Como dizia Pio XII, um assassino já perdeu por seu mesmo ato o direito à vida e
à cidadania. Mas, digo, é preciso que o estado o julgue, lhe retire a cidadania
e o condene à morte. Enquanto ou se não o faz, tal assassino continua com a
vida e a cidadania, ainda que só de certo modo, ou seja, em estado
precário. Pois é, analogamente, o que nos parece se passa com o papa a
fide devius: já deixou ipso facto de ser membro de Cristo
e da Igreja; mas ainda preserva a jurisdição, ainda que tão só por falta do
devido juízo: mantém-se papa, portanto, com jurisdição precária.[...] –
Pode-se recorrer ainda a uma analogia com a potestade civil, como o faz, aliás,
o mesmo Domingo Báñez.[...] Com efeito, um governo civil pode dizer-se tirânico
se não se funda na verdade, razão por que só secundum quid mantém
a autoridade e a jurisdição: ou seja, só enquanto não é deposto. Enquanto
todavia não é deposto, segue sendo, de modo precário, o governo da
nação. Pois bem, dá-se o mesmo, mutatis mutandis, com a cabeça
visível da Igreja que tenha incorrido em heresia: está ipso facto excomungada,
mas mantém precariamente a jurisdição.[...] E não é
essencialmente outra coisa o que se dá com todos os demais clérigos que se
tenham desviado da fé: enquanto não são admoestados duas vezes e julgados [declaratoriamente],
mantêm precariamente a jurisdição”. Mas, para que mantenha a jurisdição ainda
que precariamente, é preciso que formalmente possam ser
válidos os atos de seu poder governativo. Ergo.
2) “Por fim, outra pergunta: o Código de Direito Canônico faz parte do
objeto segundo do objeto primário do magistério, não? É possível que se aplique
infalibilidade a ele, não? Se é assim, e o infalível, suponho, é imutável, como
a verdade é também imutável, como pode haver mudanças no Código de Direito
Canônico ao longo da história?”
RESPOSTA. Diga-se, antes de tudo, que o Direito Canônico não é objeto
segundo do objeto primário do magistério; isto não existe.
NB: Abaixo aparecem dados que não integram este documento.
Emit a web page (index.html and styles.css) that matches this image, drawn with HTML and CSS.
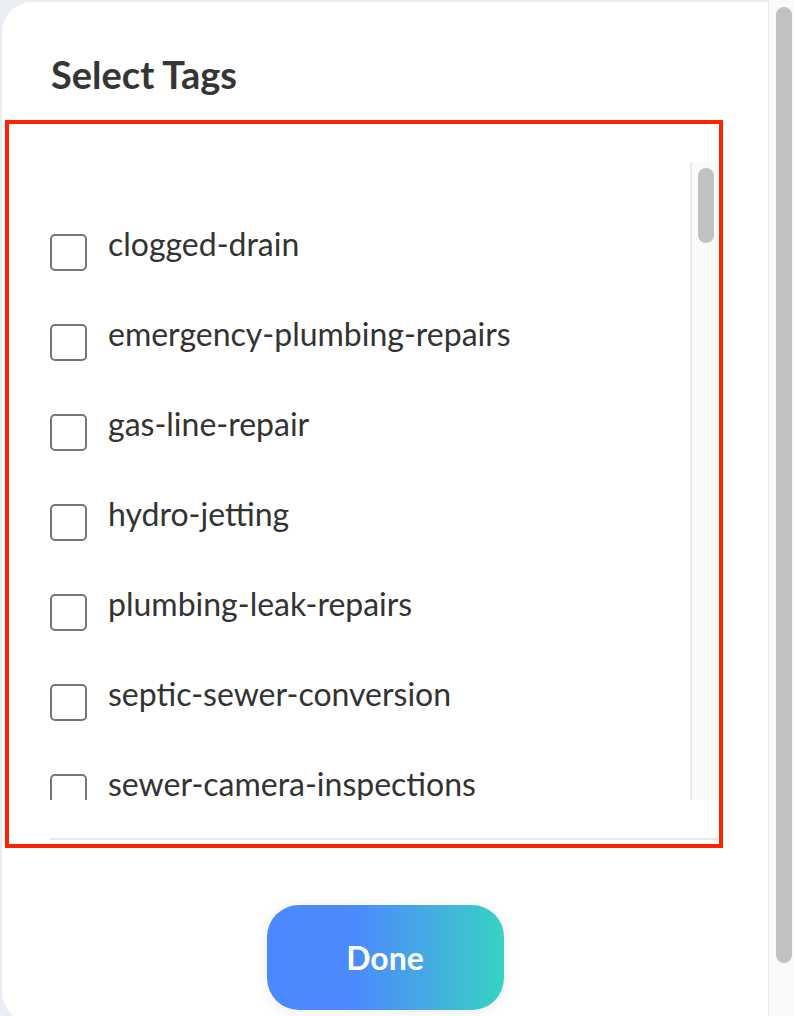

É parte do objeto
secundário do magistério da Igreja em seu poder autoritativo, e, como todo ato
deste objeto secundário, só participa da infalibilidade se se
funda em ato infalível do objeto primário do mesmo poder. Se
todavia se funda em ato certo, será certo; se se funda em ato provável, será
provável; se não se funda em nada disto, terá autoridade nula. (E cuidado para
não reduzir ou empobrecer, como o fazem astutamente ou ineptamente os
sedevacantistas, a tese de Calderón supondo que ela gira em torno de uma
minguada oposição magistério infalível versus magistério não
infalível. Não: o cerne mesmo da tese do Padre argentino é, na esteira de Pio
XII (Humani Generis), a oposição magistério autêntico (que
pode ser infalível, certo ou provável, sempre com assistência do Espírito Santo
em algum desses graus) versus magistério conciliar ou liberal
(não assistido pelo Espírito Santo) por ter deposto, ele mesmo, sua potestade
autoritativa.)
Diga-se, depois, que os atos do objeto secundário do magistério enquanto
potestade autoritativa estão a cavaleiro entre o doutrinal e o prático. É o
caso das leis canônicas, das leis litúrgicas, das canonizações, das
excomunhões, etc. Pois bem, as excomunhões podem ser revistas, se um Papa
perceber que se fundaram em informações falsas. As canonizações, se se fundarem
em doutrina infalível e resultarem de preciso processo, então participarão da
infalibilidade em modo irrevogável. Mas as leis canônicas e as leis litúrgicas,
pelo caráter mesmo de seu objeto ou matéria, não são absolutamente fixas, ainda
que participem da infalibilidade. Por quê? Porque as condições mesmas em que se
formularam na ordem do prático não só podem mudar, mas efetivamente mudam. Por
isso é um erro pernicioso o de muitos tradicionalistas que dizem que nenhum
Papa pode alterar a Missa tridentina tal como estabelecida por São Pio V. Não
só o pode, senão que alguns já o fizeram, em especial São Pio X e Pio XII
(ainda que este antes quanto ao rito da Missa nos dias da Semana Santa). O
problema do Novus Ordo Missae de Paulo VI é que, além de não fundado em
doutrina assistida pelo Espírito Santo (mas na doutrina herética do “mistério
pascal”), institui uma antimissa, ou seja, uma “missa” de caráter centralmente
convival e memorial e não sacrifical. Quanto ao Código de Direito Canônico
pós-conciliar, diga-se algo análogo: apesar de sua novilíngua ordenada a dar às
novidades do direito pós-conciliar o caráter de continuadoras do direito do
magistério autêntico da Igreja (trata-se ainda da “hermenêutica da
continuidade”), não passa de uma colcha de retalhos fundada na doutrina
do sensus fidei soi-disant infalível do Povo de Deus por si, o
que só por si já lhe retira qualquer verdadeira autoridade.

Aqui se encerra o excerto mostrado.